*Supplied records*.
====

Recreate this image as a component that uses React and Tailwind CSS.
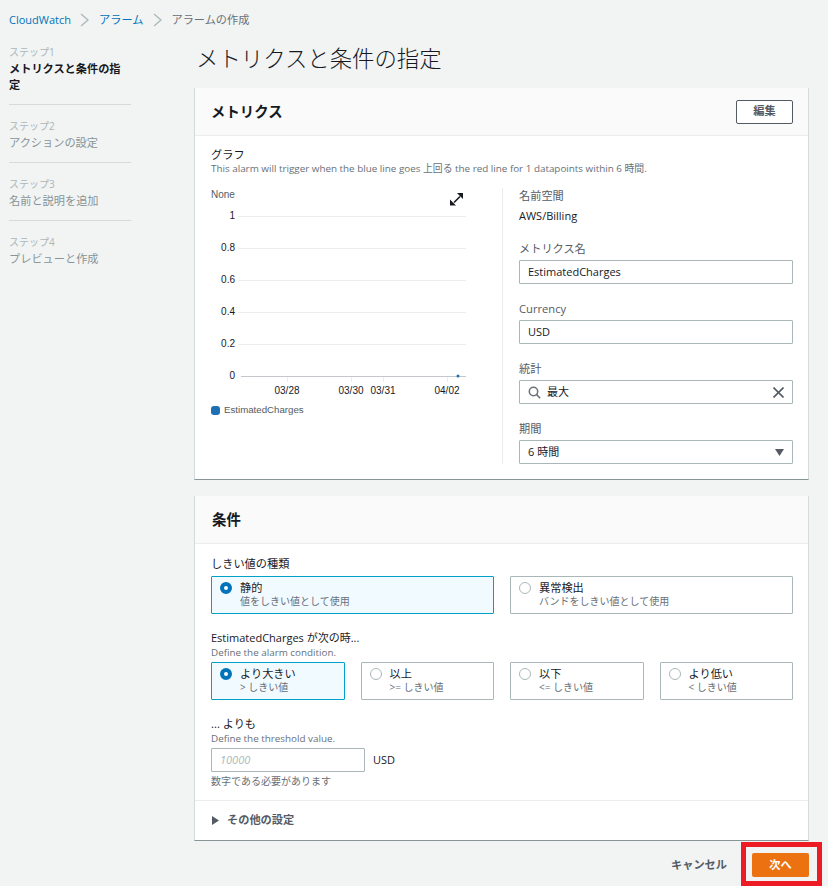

====

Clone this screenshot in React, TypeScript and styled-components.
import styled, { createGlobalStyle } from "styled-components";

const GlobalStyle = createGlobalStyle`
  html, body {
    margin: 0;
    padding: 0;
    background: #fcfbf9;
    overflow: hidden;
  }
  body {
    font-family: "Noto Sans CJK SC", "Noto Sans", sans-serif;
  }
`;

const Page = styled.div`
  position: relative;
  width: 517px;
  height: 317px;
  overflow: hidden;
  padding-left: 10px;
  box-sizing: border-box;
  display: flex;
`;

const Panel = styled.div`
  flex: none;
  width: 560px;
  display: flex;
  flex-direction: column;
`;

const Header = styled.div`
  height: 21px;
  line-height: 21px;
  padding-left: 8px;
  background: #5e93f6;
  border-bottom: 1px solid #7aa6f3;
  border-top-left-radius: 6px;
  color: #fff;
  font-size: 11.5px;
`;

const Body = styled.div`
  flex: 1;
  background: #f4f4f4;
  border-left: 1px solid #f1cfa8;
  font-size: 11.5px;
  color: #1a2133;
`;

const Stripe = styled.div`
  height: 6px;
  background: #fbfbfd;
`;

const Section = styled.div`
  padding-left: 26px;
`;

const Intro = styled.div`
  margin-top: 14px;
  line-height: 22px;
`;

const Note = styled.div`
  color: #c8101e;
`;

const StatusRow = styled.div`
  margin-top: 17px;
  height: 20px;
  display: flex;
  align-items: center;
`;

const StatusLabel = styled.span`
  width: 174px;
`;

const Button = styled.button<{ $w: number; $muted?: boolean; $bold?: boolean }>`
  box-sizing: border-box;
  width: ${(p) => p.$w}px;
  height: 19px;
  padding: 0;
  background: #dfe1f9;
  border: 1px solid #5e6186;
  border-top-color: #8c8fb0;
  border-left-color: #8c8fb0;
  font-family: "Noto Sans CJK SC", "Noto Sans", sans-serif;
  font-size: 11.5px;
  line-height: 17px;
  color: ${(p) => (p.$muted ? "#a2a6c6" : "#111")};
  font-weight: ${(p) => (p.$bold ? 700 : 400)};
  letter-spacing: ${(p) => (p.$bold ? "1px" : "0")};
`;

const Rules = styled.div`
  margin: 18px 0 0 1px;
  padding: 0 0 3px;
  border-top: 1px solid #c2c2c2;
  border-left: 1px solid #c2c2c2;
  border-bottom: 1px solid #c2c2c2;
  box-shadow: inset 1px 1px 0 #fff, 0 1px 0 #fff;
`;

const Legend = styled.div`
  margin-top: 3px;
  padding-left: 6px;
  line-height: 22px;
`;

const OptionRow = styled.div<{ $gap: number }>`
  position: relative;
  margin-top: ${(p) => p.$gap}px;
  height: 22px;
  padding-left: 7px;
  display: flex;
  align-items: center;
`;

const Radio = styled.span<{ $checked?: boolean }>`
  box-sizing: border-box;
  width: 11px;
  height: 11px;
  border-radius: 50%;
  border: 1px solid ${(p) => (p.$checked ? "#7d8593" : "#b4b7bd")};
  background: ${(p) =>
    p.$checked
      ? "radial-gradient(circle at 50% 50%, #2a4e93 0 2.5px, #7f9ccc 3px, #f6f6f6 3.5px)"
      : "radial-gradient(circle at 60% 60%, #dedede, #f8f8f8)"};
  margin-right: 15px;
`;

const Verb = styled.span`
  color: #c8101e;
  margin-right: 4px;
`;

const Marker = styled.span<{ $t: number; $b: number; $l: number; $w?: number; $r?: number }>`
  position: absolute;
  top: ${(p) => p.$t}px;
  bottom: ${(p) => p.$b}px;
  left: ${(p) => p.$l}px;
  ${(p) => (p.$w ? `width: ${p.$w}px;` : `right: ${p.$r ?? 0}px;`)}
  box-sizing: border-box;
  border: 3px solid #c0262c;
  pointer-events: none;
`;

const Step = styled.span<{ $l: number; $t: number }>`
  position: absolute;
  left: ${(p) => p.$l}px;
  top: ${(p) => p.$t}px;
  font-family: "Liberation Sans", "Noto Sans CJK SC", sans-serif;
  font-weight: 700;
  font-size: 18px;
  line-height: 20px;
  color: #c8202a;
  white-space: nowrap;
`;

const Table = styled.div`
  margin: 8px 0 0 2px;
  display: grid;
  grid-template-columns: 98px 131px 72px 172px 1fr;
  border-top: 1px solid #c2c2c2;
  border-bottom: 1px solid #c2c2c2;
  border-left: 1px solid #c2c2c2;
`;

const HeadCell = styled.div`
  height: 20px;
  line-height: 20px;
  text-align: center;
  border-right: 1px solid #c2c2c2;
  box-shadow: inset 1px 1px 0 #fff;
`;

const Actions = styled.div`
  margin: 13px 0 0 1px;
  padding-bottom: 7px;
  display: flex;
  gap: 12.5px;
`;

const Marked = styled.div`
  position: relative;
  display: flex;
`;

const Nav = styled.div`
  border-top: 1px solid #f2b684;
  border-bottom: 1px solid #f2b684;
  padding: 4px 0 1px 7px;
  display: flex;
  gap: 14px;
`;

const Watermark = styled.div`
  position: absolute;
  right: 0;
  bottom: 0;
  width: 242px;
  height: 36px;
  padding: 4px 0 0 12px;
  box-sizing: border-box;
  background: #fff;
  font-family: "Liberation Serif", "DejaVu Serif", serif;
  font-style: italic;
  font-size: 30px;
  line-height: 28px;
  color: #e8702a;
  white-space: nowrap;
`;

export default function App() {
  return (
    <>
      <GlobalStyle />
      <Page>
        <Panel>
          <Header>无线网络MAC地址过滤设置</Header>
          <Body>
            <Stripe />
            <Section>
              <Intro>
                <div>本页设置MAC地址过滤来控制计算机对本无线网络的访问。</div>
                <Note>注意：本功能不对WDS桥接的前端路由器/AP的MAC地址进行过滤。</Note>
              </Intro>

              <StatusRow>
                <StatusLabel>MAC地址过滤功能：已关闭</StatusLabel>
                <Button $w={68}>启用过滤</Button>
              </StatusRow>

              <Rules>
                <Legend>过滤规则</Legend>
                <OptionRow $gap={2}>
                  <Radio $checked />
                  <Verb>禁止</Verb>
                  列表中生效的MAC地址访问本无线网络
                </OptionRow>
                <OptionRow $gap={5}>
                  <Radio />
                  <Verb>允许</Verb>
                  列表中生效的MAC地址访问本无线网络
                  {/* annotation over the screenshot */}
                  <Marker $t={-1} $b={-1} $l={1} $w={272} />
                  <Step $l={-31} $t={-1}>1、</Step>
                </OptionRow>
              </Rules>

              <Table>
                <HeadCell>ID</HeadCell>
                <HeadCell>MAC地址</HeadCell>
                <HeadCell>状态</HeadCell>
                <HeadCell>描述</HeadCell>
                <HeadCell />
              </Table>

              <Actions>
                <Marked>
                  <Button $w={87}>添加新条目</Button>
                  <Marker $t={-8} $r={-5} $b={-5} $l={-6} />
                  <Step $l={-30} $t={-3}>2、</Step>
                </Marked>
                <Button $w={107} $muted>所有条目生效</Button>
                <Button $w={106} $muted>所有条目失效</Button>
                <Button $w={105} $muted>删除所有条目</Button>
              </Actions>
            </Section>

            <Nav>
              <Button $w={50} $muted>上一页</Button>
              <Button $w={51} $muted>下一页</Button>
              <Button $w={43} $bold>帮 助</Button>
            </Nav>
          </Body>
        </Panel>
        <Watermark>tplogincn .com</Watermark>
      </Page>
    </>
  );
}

====

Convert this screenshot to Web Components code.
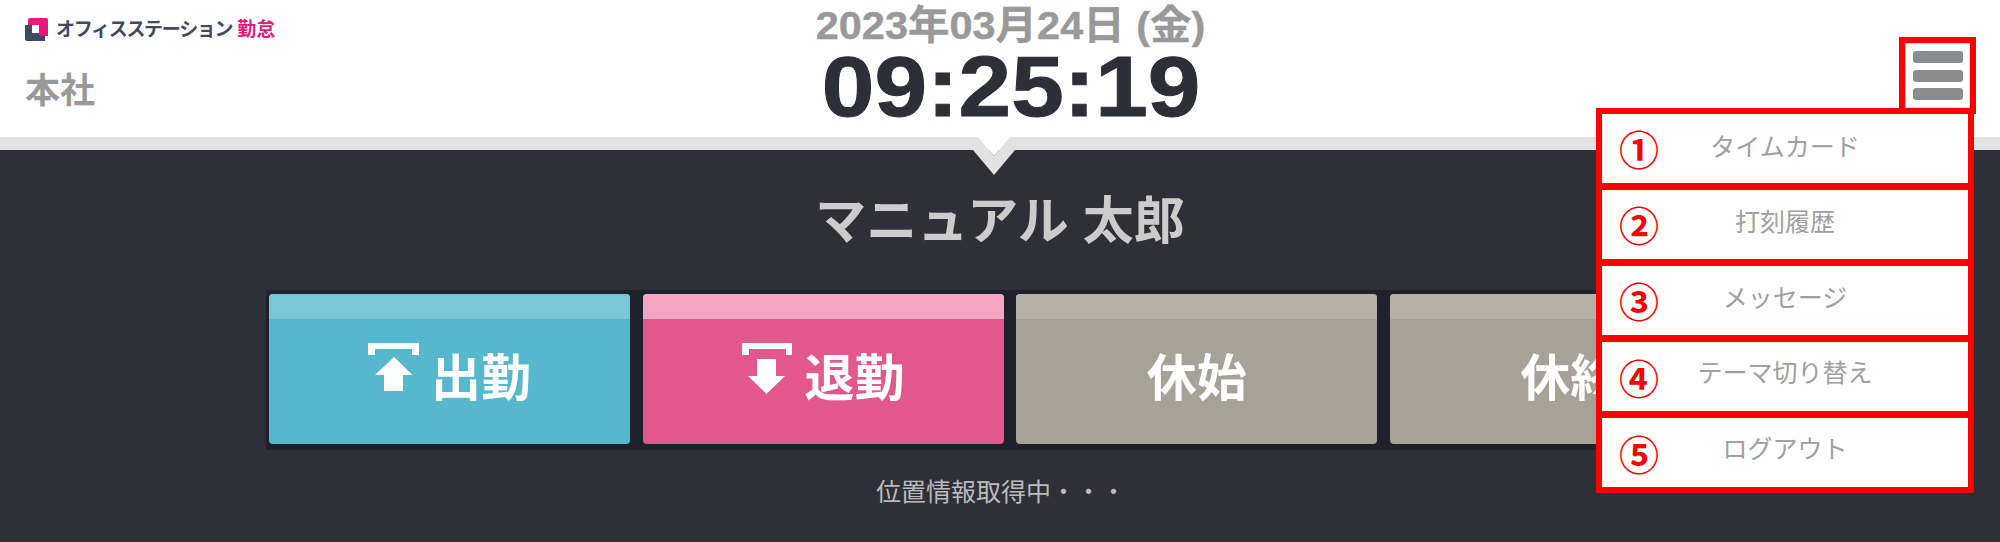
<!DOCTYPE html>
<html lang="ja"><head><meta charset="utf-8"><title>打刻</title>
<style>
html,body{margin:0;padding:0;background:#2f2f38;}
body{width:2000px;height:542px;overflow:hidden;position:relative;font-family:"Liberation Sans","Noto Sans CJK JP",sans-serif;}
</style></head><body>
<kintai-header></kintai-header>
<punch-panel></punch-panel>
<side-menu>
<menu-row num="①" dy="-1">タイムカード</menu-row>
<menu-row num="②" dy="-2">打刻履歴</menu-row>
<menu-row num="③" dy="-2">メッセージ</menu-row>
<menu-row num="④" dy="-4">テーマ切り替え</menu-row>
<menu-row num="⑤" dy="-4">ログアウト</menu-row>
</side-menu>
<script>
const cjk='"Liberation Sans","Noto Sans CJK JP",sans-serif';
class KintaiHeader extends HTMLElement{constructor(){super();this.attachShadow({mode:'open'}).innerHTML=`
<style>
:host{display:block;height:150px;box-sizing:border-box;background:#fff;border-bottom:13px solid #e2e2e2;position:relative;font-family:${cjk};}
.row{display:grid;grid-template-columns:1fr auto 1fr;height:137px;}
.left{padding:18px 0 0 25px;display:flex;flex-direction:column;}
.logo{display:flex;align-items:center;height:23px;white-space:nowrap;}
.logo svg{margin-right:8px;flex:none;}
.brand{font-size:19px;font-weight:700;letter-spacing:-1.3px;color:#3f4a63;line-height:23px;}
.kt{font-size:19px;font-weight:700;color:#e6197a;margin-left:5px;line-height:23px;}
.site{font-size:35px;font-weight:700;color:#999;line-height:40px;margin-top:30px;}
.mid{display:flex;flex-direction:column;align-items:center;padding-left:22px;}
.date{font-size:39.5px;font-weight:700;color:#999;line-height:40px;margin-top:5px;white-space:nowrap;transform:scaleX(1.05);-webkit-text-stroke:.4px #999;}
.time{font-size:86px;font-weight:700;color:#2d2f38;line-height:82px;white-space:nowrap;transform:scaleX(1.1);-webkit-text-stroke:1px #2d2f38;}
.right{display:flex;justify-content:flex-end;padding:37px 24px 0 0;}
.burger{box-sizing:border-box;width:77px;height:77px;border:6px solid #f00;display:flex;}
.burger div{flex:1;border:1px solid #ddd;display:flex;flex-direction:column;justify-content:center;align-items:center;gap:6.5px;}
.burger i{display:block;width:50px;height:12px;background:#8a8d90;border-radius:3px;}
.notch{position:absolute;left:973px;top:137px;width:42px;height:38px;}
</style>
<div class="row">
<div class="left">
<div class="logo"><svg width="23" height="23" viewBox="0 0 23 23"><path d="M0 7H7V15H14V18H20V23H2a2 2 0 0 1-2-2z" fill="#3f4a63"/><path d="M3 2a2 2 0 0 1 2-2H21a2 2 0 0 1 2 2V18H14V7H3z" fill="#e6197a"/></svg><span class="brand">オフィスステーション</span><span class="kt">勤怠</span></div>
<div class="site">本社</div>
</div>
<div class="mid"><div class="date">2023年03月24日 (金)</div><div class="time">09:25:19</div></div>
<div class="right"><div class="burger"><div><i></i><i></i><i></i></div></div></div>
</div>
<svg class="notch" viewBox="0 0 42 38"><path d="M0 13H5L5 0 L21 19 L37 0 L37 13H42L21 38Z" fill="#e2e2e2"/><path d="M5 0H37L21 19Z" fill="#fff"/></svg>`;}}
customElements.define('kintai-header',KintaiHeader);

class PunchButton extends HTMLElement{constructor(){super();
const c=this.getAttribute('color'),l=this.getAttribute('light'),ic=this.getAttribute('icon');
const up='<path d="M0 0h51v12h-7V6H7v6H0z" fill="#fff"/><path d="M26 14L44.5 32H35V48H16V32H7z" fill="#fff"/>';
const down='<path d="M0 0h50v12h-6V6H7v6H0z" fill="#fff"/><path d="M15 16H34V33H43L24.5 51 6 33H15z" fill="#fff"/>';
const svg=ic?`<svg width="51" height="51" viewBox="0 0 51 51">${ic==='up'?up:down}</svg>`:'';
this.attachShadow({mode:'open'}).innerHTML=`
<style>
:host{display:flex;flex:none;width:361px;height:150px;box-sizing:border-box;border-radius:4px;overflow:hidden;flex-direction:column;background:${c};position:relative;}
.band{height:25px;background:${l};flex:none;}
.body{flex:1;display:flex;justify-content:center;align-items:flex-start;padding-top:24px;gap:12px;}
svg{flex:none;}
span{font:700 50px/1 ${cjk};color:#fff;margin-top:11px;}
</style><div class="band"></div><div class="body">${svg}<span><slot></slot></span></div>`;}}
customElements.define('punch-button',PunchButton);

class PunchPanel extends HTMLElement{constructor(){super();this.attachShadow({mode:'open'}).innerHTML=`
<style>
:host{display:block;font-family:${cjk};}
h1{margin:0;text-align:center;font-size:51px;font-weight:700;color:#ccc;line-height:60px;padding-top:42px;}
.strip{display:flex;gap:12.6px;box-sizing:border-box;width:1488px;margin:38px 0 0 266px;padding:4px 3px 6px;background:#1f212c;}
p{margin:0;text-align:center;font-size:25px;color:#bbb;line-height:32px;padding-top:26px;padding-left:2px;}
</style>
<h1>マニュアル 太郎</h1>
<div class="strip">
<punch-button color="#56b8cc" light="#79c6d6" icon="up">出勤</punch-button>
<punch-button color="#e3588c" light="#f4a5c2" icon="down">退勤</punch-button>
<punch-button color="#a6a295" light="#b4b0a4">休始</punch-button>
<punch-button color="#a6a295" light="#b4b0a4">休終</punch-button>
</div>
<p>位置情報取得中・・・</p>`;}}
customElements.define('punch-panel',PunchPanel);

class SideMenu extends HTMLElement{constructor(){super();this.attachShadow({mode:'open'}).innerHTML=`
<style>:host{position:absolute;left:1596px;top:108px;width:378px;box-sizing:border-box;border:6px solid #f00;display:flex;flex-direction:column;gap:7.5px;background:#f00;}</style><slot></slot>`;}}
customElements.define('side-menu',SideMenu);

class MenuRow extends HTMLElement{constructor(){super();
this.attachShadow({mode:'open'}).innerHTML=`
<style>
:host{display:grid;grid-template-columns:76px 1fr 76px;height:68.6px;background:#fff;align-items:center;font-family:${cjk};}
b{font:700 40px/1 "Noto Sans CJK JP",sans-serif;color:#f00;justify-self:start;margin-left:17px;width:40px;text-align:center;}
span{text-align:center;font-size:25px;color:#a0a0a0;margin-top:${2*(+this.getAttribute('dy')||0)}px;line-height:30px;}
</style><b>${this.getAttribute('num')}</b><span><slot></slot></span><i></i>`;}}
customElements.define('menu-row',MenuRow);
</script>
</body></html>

====

*Problem to solve*. Count the lines above in which the word "React" appears, then state only that count.

*The result*. 2